BORELLI- É a síntese de um trabalho amadurecido durante 41 anos. Lancei a peça em 1972, durante a ditadura. Havia muitos cortes da censura. de lá para cá houve 24 montagens. É a peça mais montada no sul do Brasil. Grande parte desse trabalho foi feito nas universidades. Esse é o meu público. Durante cinco anos a peça entrou no curso de doutorado da ECA- USP. Com esse trabalho pretendo fazer um grande circuito nacional, coisa que tenho feito até agora sozinho com meu violão e minha viola. Com essa gente toda é mais fácil.
Fernando Klug – Qual a importância de obras como essa no panorama atual das artes locais?

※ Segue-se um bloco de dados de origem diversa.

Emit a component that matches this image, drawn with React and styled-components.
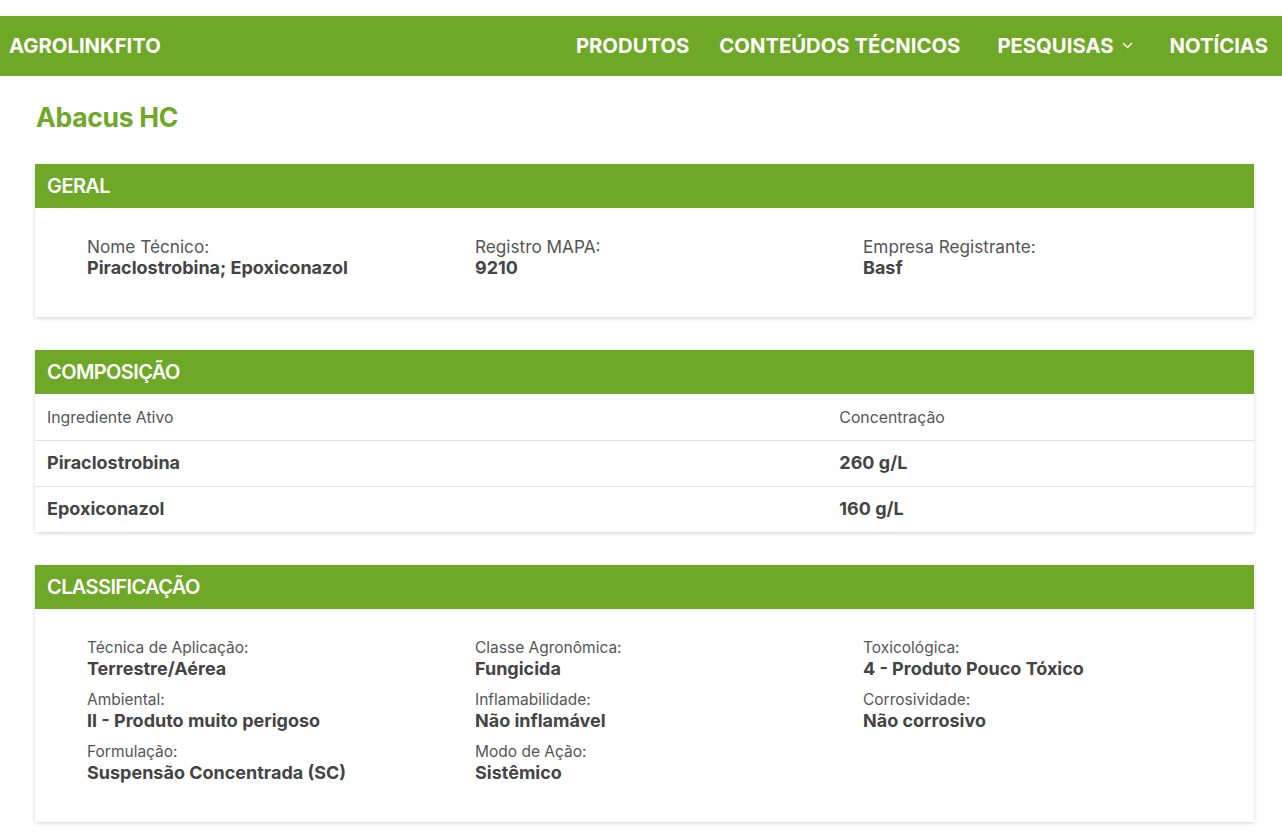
import styled, { createGlobalStyle } from 'styled-components';

const GREEN = '#6ea826';

const GlobalStyle = createGlobalStyle`
  body {
    margin: 0;
    padding-top: 16px;
    background: #fff;
    font-family: Inter, "Noto Sans", sans-serif;
    color: #444;
  }
  * { box-sizing: border-box; }
`;

const NavBar = styled.nav`
  height: 60px;
  background: ${GREEN};
  display: flex;
  align-items: center;
  justify-content: space-between;
  padding: 0 14px 2px 9px;
`;

const Brand = styled.div`
  color: #fff;
  font-weight: 700;
  font-size: 20.3px;
`;

const NavLinks = styled.ul`
  display: flex;
  align-items: center;
  gap: 30px;
  list-style: none;
  margin: 0;
  padding: 0;
`;

const NavLink = styled.li`
  color: #fff;
  font-weight: 700;
  font-size: 20.3px;
  display: flex;
  align-items: center;
  gap: 8px;
  margin-left: ${({ $extra }) => ($extra ? '7px' : '0')};
`;

const Main = styled.main`
  padding: 25px 28px 20px 35px;
`;

const PageTitle = styled.h1`
  margin: 0 0 31px 1px;
  color: ${GREEN};
  font-size: 26.5px;
  line-height: 32px;
  font-weight: 700;
  letter-spacing: -0.3px;
`;

const Card = styled.section`
  background: #fff;
  box-shadow: 0 1px 4px rgba(0, 0, 0, 0.18);
  margin-bottom: 33px;
`;

const CardHeader = styled.h2`
  margin: 0;
  height: 44px;
  display: flex;
  align-items: center;
  padding: 0 12px;
  background: ${GREEN};
  color: #fff;
  font-size: 20px;
  font-weight: 600;
  letter-spacing: -0.6px;
`;

const FieldGrid = styled.div`
  display: grid;
  grid-template-columns: repeat(3, 388px);
  row-gap: 10px;
  padding: ${({ $pad }) => $pad};
`;

const Field = styled.div`
  display: flex;
  flex-direction: column;
`;

const Label = styled.span`
  font-size: ${({ $size }) => $size || '15.5px'};
  line-height: ${({ $lh }) => $lh || '20px'};
  color: #555;
`;

const Value = styled.span`
  font-size: 18px;
  line-height: 22px;
  font-weight: 700;
  color: #444;
`;

const Table = styled.table`
  width: 100%;
  border-collapse: collapse;
`;

const HeadCell = styled.th`
  text-align: left;
  font-weight: 400;
  font-size: 15.8px;
  color: #555;
  height: 46px;
  padding: 2px 12px 0;
  width: ${({ $w }) => $w || 'auto'};
`;

const Row = styled.tr`
  border-top: 1px solid #e2e2e2;
`;

const Cell = styled.td`
  font-size: 18px;
  font-weight: 700;
  color: #444;
  height: 46px;
  padding: 0 12px 2px;
`;

const Chevron = () => (
  <svg width="11" height="7" viewBox="0 0 11 7" fill="none">
    <path d="M1 1l4.5 4.5L10 1" stroke="#fff" strokeWidth="1.3" />
  </svg>
);

const geral = [
  { label: 'Nome Técnico:', value: 'Piraclostrobina; Epoxiconazol' },
  { label: 'Registro MAPA:', value: '9210' },
  { label: 'Empresa Registrante:', value: 'Basf' },
];

const composicao = [
  { name: 'Piraclostrobina', conc: '260 g/L' },
  { name: 'Epoxiconazol', conc: '160 g/L' },
];

const classificacao = [
  { label: 'Técnica de Aplicação:', value: 'Terrestre/Aérea' },
  { label: 'Classe Agronômica:', value: 'Fungicida' },
  { label: 'Toxicológica:', value: '4 - Produto Pouco Tóxico' },
  { label: 'Ambiental:', value: 'II - Produto muito perigoso' },
  { label: 'Inflamabilidade:', value: 'Não inflamável' },
  { label: 'Corrosividade:', value: 'Não corrosivo' },
  { label: 'Formulação:', value: 'Suspensão Concentrada (SC)' },
  { label: 'Modo de Ação:', value: 'Sistêmico' },
];

export default function App() {
  return (
    <>
      <GlobalStyle />
      <NavBar>
        <Brand>AGROLINKFITO</Brand>
        <NavLinks>
          <NavLink>PRODUTOS</NavLink>
          <NavLink>CONTEÚDOS TÉCNICOS</NavLink>
          <NavLink $extra>
            PESQUISAS <Chevron />
          </NavLink>
          <NavLink $extra>NOTÍCIAS</NavLink>
        </NavLinks>
      </NavBar>
      <Main>
        <PageTitle>Abacus HC</PageTitle>

        <Card>
          <CardHeader>GERAL</CardHeader>
          <FieldGrid $pad="28px 0 38px 52px">
            {geral.map((f) => (
              <Field key={f.label}>
                <Label $size="17.2px" $lh="21px">{f.label}</Label>
                <Value>{f.value}</Value>
              </Field>
            ))}
          </FieldGrid>
        </Card>

        <Card>
          <CardHeader>COMPOSIÇÃO</CardHeader>
          <Table>
            <thead>
              <tr>
                <HeadCell $w="65%">Ingrediente Ativo</HeadCell>
                <HeadCell>Concentração</HeadCell>
              </tr>
            </thead>
            <tbody>
              {composicao.map((c) => (
                <Row key={c.name}>
                  <Cell>{c.name}</Cell>
                  <Cell>{c.conc}</Cell>
                </Row>
              ))}
            </tbody>
          </Table>
        </Card>

        <Card>
          <CardHeader>CLASSIFICAÇÃO</CardHeader>
          <FieldGrid $pad="29px 0 38px 52px">
            {classificacao.map((f) => (
              <Field key={f.label}>
                <Label>{f.label}</Label>
                <Value>{f.value}</Value>
              </Field>
            ))}
          </FieldGrid>
        </Card>
      </Main>
    </>
  );
}
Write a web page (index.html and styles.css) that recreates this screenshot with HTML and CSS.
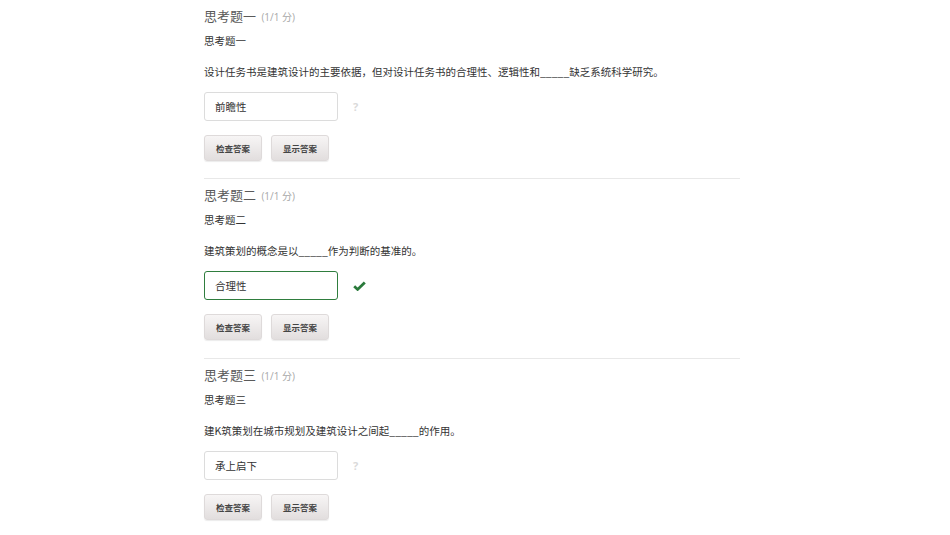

BORELLI – Antes mais nada trata-se de nossa história. A história do Contestado foi enfiada embaixo do tapete. As elites econômicas e os políticos (ou seja todos que estão no mesmo saco), não tem interesse que se conte a verdade. Os responsáveis pelo crime que se fez contra o caboclo paranaense e catarinense que morava no Contestado, hoje são nome de rua, são heróis do estado. No entanto venderam o estado e o Brasil. É um trabalho, como você viu, de raiz em todos os sentidos. Essa é sua importância. Infelizmente não temos mais um teatro que sirva para desenvolver a consciência crítica como era o Arena, Opinião, Vianinha, etc. Como era o Teatro de Brecht e muitas vêzes o próprio teatro grego. Vivemos num mundo alienado, com uma literatura e uma poesia em geral pobres. Quando alguém puxa pela razão e pela emoção as pessoas desabam. Nestes três dias vi dezenas de pessoas que choraram diante de nosso trabalho. O velho Brecht que me desculpe mas estamos precisando mesmo é de uma boa catarse. Talvez das lágrimas possa nascer alguma coisa, pois não estamos fazendo uma soap-opera melodramática.